Jeremy Corbyn warns Cabinet negotiations a 'greater job risk' than no-deal Brexit
Jeremy Corbyn has claimed the Prime Minister having to negotiate with her Cabinet to stop it collapsing is a greater risk to jobs than failing to secure a deal in the Brexit negotiations.
The Labour leader said no deal was a “bad deal”, but argued that the “real risk” to jobs is Theresa May having to “negotiate round the clock with her own Cabinet to stop it falling apart”.
Mr Corbyn highlighted ministerial divisions over Brexit, and alluded to reports that Foreign Secretary Boris Johnson had dismissed the Brexit concerns of big business by using an “Anglo-Saxon” four-letter expletive.
Speaking during Prime Minister’s Questions in the Commons, Mr Corbyn went on to point to Business Secretary Greg Clark’s subsequent rebuke of the comment, asking the Prime Minister “which was her view”.
Mrs May said the Tories had “always been the party that will back business”, but did not directly tackle the alleged comments made by Mr Johnson, to which Mr Corbyn said: “I take the Prime Minister’s response as a thumbs down to the Foreign Secretary”.
And she suggested the Labour leader had a decision to make, either to “back business or he can want to overthrow capitalism – he can’t do both”.
He later told MPs: “No deal is a bad deal, but isn’t the truth that the real risk to jobs in our country is a Prime Minister who is having to negotiate round the clock with her own Cabinet to stop it falling apart, rather than negotiating to defend jobs of workers in this country?”

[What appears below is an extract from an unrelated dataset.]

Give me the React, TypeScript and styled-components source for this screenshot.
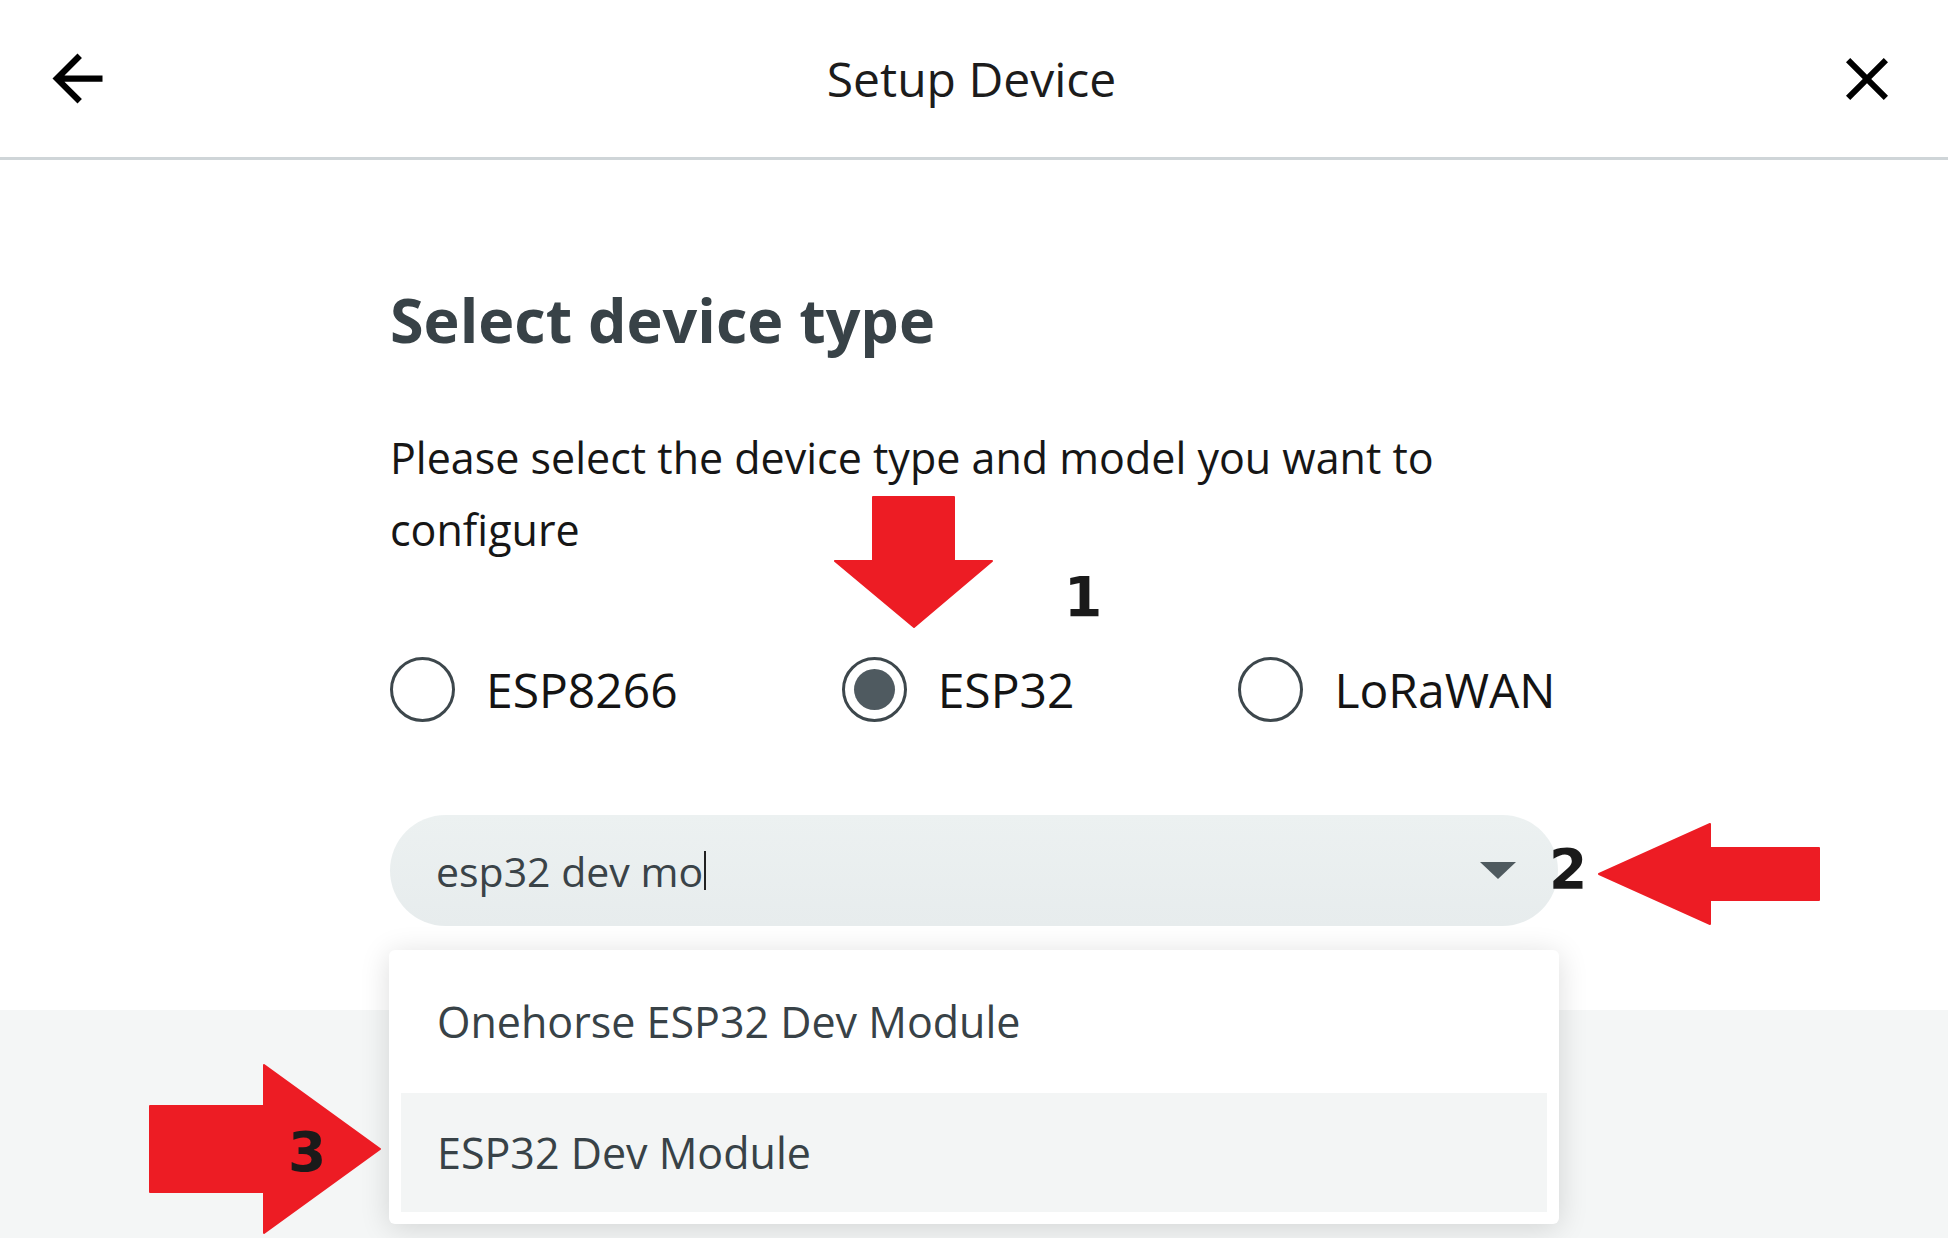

The Prime Minister defended her Government’s record, adding that Britain is a country “fit for the future and leaving the European Union on the 29th of March 2019”.
Mr Corbyn raised concerns about potential job losses if there was a no-deal outcome, as he asked Mrs May to reassure workers and take the “phoney threat of no deal off the negotiating table”.
Tory MPs cheered as Mrs May replied: “He has raised the question of Airbus, well if he is so concerned about our aerospace and aviation industry, why did he not back the expansion of Heathrow in this chamber?”
And she said: “I don’t normally agree with the secretary general of Unite, but on this occasion I actually do agree with him because he says that backing the expansion, the third runway at Heathrow, would ensure our country remains a world leader in aviation and aerospace.”
Labour MP Mary Creagh (Wakefield) drew laughs later in the question session when she asked Mrs May if she would “join in congratulating the Foreign Secretary for expressing so pithily what her hard Brexit will do to British jobs and British businesses”.
Mrs May responded: “As I have said many times in this House before, we are pursuing a Brexit that will be a good deal for the UK, a good deal for business, a good deal for citizens and a good deal for jobs.”